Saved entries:
******
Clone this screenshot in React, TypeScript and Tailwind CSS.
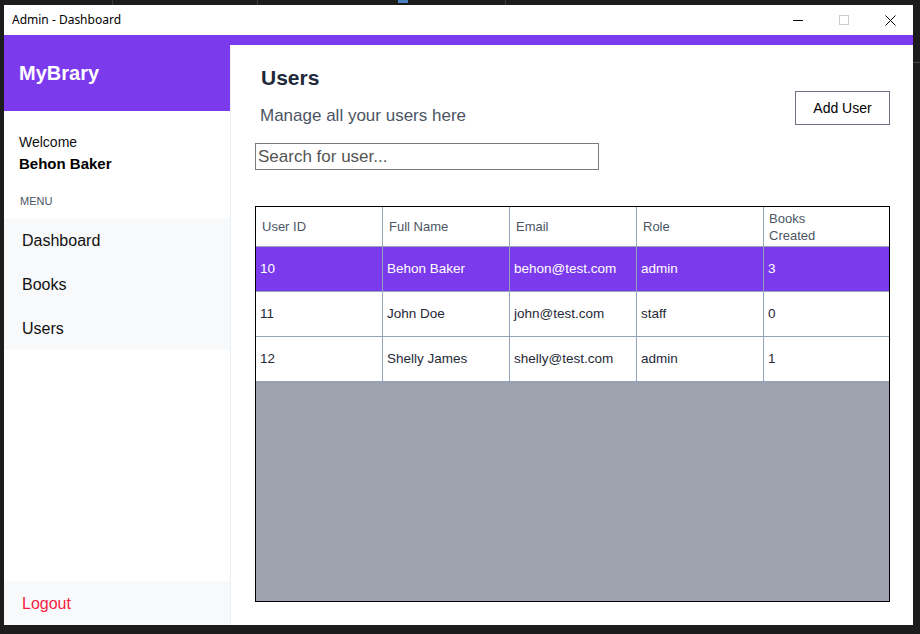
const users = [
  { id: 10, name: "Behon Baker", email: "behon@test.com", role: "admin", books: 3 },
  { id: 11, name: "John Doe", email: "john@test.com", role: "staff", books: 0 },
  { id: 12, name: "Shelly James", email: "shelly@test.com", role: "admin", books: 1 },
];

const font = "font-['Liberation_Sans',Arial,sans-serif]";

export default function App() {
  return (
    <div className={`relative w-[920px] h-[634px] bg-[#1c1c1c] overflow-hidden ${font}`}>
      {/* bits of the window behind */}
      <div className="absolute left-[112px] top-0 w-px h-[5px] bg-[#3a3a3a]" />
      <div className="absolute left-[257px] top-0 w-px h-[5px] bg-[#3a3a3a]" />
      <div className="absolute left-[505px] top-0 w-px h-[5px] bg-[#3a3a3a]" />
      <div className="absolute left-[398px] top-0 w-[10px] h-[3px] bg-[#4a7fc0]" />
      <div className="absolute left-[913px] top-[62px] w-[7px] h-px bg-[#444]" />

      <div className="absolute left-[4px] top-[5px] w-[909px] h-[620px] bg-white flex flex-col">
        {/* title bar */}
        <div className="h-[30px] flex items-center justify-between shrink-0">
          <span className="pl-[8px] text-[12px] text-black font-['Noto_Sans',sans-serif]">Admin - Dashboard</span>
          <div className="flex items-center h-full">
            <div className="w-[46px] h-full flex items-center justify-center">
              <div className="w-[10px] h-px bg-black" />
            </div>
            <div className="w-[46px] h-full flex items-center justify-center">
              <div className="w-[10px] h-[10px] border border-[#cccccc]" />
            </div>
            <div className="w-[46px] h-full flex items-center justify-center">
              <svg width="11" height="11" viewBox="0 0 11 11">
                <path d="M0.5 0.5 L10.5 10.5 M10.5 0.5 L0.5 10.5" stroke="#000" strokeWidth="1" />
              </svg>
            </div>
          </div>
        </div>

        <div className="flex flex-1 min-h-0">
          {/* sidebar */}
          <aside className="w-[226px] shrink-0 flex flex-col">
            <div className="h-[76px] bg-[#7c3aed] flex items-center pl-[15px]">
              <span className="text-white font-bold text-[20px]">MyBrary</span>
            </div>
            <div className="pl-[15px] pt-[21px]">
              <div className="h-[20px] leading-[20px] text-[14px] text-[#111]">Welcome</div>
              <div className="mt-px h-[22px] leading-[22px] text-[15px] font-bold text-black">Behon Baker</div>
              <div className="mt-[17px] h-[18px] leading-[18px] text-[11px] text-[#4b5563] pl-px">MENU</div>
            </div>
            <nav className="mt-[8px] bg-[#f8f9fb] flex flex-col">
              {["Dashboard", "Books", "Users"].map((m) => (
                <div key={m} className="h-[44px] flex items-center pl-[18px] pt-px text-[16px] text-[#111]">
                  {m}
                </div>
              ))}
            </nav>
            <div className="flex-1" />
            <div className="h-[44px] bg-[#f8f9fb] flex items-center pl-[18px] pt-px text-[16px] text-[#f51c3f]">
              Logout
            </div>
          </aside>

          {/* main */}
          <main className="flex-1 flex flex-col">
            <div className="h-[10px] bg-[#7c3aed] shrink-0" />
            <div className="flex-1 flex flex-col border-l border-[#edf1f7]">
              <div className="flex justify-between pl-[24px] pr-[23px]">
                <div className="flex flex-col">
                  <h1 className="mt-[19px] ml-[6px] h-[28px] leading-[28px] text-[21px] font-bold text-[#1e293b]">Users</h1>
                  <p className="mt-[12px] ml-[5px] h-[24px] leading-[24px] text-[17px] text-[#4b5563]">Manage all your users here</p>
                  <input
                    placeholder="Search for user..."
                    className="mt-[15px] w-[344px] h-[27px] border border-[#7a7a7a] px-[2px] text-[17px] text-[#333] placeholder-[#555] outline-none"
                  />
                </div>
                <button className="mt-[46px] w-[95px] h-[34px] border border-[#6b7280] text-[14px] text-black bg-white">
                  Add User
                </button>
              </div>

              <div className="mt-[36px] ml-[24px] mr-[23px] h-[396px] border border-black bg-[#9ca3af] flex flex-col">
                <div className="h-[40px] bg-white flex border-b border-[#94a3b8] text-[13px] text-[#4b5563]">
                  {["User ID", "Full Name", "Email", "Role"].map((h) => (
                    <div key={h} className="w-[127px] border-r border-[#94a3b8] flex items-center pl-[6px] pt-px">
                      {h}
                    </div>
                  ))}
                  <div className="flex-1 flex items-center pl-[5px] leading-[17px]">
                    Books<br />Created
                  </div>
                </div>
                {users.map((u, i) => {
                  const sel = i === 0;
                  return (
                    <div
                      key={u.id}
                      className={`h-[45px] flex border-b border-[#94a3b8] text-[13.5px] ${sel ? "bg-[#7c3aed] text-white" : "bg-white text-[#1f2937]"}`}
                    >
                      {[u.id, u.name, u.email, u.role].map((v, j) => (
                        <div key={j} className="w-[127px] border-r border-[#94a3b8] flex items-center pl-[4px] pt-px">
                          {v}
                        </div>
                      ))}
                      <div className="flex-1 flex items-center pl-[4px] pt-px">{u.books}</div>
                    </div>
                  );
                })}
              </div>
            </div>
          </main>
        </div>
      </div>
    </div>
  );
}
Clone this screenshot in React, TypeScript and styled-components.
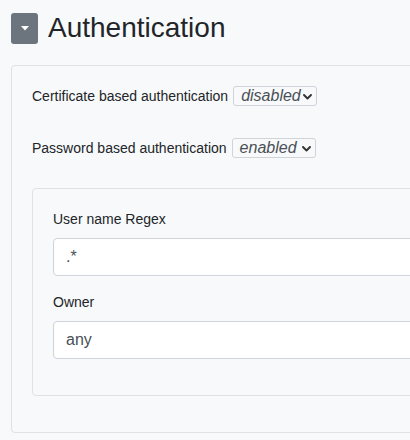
******
Requirements →
In the records above, find each line holding "TypeScript" and copy it.

Task solution →
Clone this screenshot in React, TypeScript and Tailwind CSS.
Clone this screenshot in React, TypeScript and styled-components.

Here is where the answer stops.